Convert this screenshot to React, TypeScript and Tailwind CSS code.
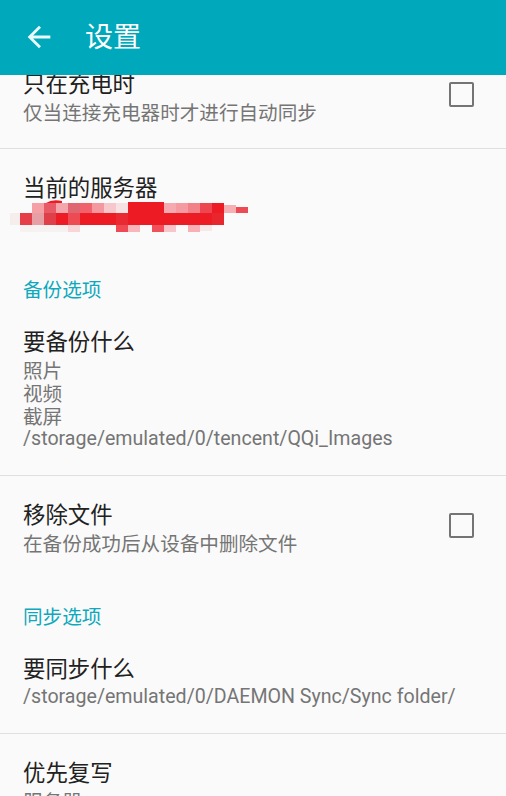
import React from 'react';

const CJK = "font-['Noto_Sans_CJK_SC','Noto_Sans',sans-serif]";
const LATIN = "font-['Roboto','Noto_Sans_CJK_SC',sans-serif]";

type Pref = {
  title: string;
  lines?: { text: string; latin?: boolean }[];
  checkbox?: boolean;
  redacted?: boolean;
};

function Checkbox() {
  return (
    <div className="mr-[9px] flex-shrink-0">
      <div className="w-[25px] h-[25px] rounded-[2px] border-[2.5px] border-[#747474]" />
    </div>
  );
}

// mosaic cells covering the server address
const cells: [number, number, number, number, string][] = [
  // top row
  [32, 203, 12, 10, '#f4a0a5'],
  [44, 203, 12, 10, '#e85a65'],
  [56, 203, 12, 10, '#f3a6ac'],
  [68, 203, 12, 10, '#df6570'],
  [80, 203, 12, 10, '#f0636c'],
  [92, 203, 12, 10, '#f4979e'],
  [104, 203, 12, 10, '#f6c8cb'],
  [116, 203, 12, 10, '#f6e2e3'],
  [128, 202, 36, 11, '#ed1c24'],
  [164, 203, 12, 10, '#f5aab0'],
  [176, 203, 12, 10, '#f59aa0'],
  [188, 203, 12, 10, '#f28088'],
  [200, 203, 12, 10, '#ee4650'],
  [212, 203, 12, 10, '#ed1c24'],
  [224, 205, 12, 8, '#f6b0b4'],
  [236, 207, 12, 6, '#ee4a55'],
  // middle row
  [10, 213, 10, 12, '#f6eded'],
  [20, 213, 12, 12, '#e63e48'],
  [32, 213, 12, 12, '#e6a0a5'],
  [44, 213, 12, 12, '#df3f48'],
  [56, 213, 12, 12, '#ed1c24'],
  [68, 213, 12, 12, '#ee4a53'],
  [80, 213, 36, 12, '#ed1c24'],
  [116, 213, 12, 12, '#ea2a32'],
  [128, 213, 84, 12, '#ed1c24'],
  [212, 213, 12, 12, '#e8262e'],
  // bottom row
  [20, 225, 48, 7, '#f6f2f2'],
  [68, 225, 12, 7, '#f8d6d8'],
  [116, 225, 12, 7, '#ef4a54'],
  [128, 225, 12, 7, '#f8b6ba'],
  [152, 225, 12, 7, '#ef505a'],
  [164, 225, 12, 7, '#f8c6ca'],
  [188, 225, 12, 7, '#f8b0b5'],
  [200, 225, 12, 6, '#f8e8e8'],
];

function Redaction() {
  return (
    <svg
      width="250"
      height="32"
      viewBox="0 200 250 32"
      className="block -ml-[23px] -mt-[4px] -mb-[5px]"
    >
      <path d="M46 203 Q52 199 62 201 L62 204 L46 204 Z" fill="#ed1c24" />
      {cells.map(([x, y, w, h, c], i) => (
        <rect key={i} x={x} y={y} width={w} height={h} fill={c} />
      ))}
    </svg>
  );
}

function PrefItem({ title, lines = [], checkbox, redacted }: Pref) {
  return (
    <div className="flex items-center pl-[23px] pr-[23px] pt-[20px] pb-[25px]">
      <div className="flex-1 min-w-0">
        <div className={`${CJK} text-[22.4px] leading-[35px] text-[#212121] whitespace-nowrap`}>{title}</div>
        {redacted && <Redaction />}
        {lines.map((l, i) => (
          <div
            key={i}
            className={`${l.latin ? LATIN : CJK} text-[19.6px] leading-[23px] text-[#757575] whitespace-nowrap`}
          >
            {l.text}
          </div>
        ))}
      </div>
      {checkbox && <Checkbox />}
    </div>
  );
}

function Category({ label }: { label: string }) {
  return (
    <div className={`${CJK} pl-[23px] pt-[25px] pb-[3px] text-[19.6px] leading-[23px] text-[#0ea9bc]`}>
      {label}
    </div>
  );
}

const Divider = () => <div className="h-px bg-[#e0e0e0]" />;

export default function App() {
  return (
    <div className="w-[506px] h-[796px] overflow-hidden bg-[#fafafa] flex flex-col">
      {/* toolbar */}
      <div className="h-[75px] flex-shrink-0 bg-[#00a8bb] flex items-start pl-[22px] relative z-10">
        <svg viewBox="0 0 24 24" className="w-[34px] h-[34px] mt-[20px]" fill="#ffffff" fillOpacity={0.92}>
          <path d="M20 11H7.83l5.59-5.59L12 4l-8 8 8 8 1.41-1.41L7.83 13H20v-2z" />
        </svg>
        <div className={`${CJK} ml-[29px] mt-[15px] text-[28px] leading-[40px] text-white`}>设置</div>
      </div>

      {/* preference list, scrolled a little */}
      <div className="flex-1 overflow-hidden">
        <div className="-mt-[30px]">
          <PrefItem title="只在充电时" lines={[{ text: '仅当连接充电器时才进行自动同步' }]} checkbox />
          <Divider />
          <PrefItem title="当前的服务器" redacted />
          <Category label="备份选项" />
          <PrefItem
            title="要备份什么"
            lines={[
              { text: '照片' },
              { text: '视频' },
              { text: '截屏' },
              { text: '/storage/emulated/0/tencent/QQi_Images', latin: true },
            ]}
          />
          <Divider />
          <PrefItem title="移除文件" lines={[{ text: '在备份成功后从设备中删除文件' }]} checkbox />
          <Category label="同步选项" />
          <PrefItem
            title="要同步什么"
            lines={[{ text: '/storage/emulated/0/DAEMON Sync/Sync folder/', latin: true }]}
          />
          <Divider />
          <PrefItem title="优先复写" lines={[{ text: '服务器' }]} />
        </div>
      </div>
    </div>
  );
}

◆ ◆ ◆ ◆ ◆

_What you will do_
Leave out the pictures and reproduce the rest of the listing exactly.

_The output_
Convert this screenshot to React, TypeScript and Tailwind CSS code.
import React from 'react';

const CJK = "font-['Noto_Sans_CJK_SC','Noto_Sans',sans-serif]";
const LATIN = "font-['Roboto','Noto_Sans_CJK_SC',sans-serif]";

type Pref = {
  title: string;
  lines?: { text: string; latin?: boolean }[];
  checkbox?: boolean;
  redacted?: boolean;
};

function Checkbox() {
  return (
    <div className="mr-[9px] flex-shrink-0">
      <div className="w-[25px] h-[25px] rounded-[2px] border-[2.5px] border-[#747474]" />
    </div>
  );
}

// mosaic cells covering the server address
const cells: [number, number, number, number, string][] = [
  // top row
  [32, 203, 12, 10, '#f4a0a5'],
  [44, 203, 12, 10, '#e85a65'],
  [56, 203, 12, 10, '#f3a6ac'],
  [68, 203, 12, 10, '#df6570'],
  [80, 203, 12, 10, '#f0636c'],
  [92, 203, 12, 10, '#f4979e'],
  [104, 203, 12, 10, '#f6c8cb'],
  [116, 203, 12, 10, '#f6e2e3'],
  [128, 202, 36, 11, '#ed1c24'],
  [164, 203, 12, 10, '#f5aab0'],
  [176, 203, 12, 10, '#f59aa0'],
  [188, 203, 12, 10, '#f28088'],
  [200, 203, 12, 10, '#ee4650'],
  [212, 203, 12, 10, '#ed1c24'],
  [224, 205, 12, 8, '#f6b0b4'],
  [236, 207, 12, 6, '#ee4a55'],
  // middle row
  [10, 213, 10, 12, '#f6eded'],
  [20, 213, 12, 12, '#e63e48'],
  [32, 213, 12, 12, '#e6a0a5'],
  [44, 213, 12, 12, '#df3f48'],
  [56, 213, 12, 12, '#ed1c24'],
  [68, 213, 12, 12, '#ee4a53'],
  [80, 213, 36, 12, '#ed1c24'],
  [116, 213, 12, 12, '#ea2a32'],
  [128, 213, 84, 12, '#ed1c24'],
  [212, 213, 12, 12, '#e8262e'],
  // bottom row
  [20, 225, 48, 7, '#f6f2f2'],
  [68, 225, 12, 7, '#f8d6d8'],
  [116, 225, 12, 7, '#ef4a54'],
  [128, 225, 12, 7, '#f8b6ba'],
  [152, 225, 12, 7, '#ef505a'],
  [164, 225, 12, 7, '#f8c6ca'],
  [188, 225, 12, 7, '#f8b0b5'],
  [200, 225, 12, 6, '#f8e8e8'],
];

function Redaction() {
  return (
    <svg
      width="250"
      height="32"
      viewBox="0 200 250 32"
      className="block -ml-[23px] -mt-[4px] -mb-[5px]"
    >
      <path d="M46 203 Q52 199 62 201 L62 204 L46 204 Z" fill="#ed1c24" />
      {cells.map(([x, y, w, h, c], i) => (
        <rect key={i} x={x} y={y} width={w} height={h} fill={c} />
      ))}
    </svg>
  );
}

function PrefItem({ title, lines = [], checkbox, redacted }: Pref) {
  return (
    <div className="flex items-center pl-[23px] pr-[23px] pt-[20px] pb-[25px]">
      <div className="flex-1 min-w-0">
        <div className={`${CJK} text-[22.4px] leading-[35px] text-[#212121] whitespace-nowrap`}>{title}</div>
        {redacted && <Redaction />}
        {lines.map((l, i) => (
          <div
            key={i}
            className={`${l.latin ? LATIN : CJK} text-[19.6px] leading-[23px] text-[#757575] whitespace-nowrap`}
          >
            {l.text}
          </div>
        ))}
      </div>
      {checkbox && <Checkbox />}
    </div>
  );
}

function Category({ label }: { label: string }) {
  return (
    <div className={`${CJK} pl-[23px] pt-[25px] pb-[3px] text-[19.6px] leading-[23px] text-[#0ea9bc]`}>
      {label}
    </div>
  );
}

const Divider = () => <div className="h-px bg-[#e0e0e0]" />;

export default function App() {
  return (
    <div className="w-[506px] h-[796px] overflow-hidden bg-[#fafafa] flex flex-col">
      {/* toolbar */}
      <div className="h-[75px] flex-shrink-0 bg-[#00a8bb] flex items-start pl-[22px] relative z-10">
        <svg viewBox="0 0 24 24" className="w-[34px] h-[34px] mt-[20px]" fill="#ffffff" fillOpacity={0.92}>
          <path d="M20 11H7.83l5.59-5.59L12 4l-8 8 8 8 1.41-1.41L7.83 13H20v-2z" />
        </svg>
        <div className={`${CJK} ml-[29px] mt-[15px] text-[28px] leading-[40px] text-white`}>设置</div>
      </div>

      {/* preference list, scrolled a little */}
      <div className="flex-1 overflow-hidden">
        <div className="-mt-[30px]">
          <PrefItem title="只在充电时" lines={[{ text: '仅当连接充电器时才进行自动同步' }]} checkbox />
          <Divider />
          <PrefItem title="当前的服务器" redacted />
          <Category label="备份选项" />
          <PrefItem
            title="要备份什么"
            lines={[
              { text: '照片' },
              { text: '视频' },
              { text: '截屏' },
              { text: '/storage/emulated/0/tencent/QQi_Images', latin: true },
            ]}
          />
          <Divider />
          <PrefItem title="移除文件" lines={[{ text: '在备份成功后从设备中删除文件' }]} checkbox />
          <Category label="同步选项" />
          <PrefItem
            title="要同步什么"
            lines={[{ text: '/storage/emulated/0/DAEMON Sync/Sync folder/', latin: true }]}
          />
          <Divider />
          <PrefItem title="优先复写" lines={[{ text: '服务器' }]} />
        </div>
      </div>
    </div>
  );
}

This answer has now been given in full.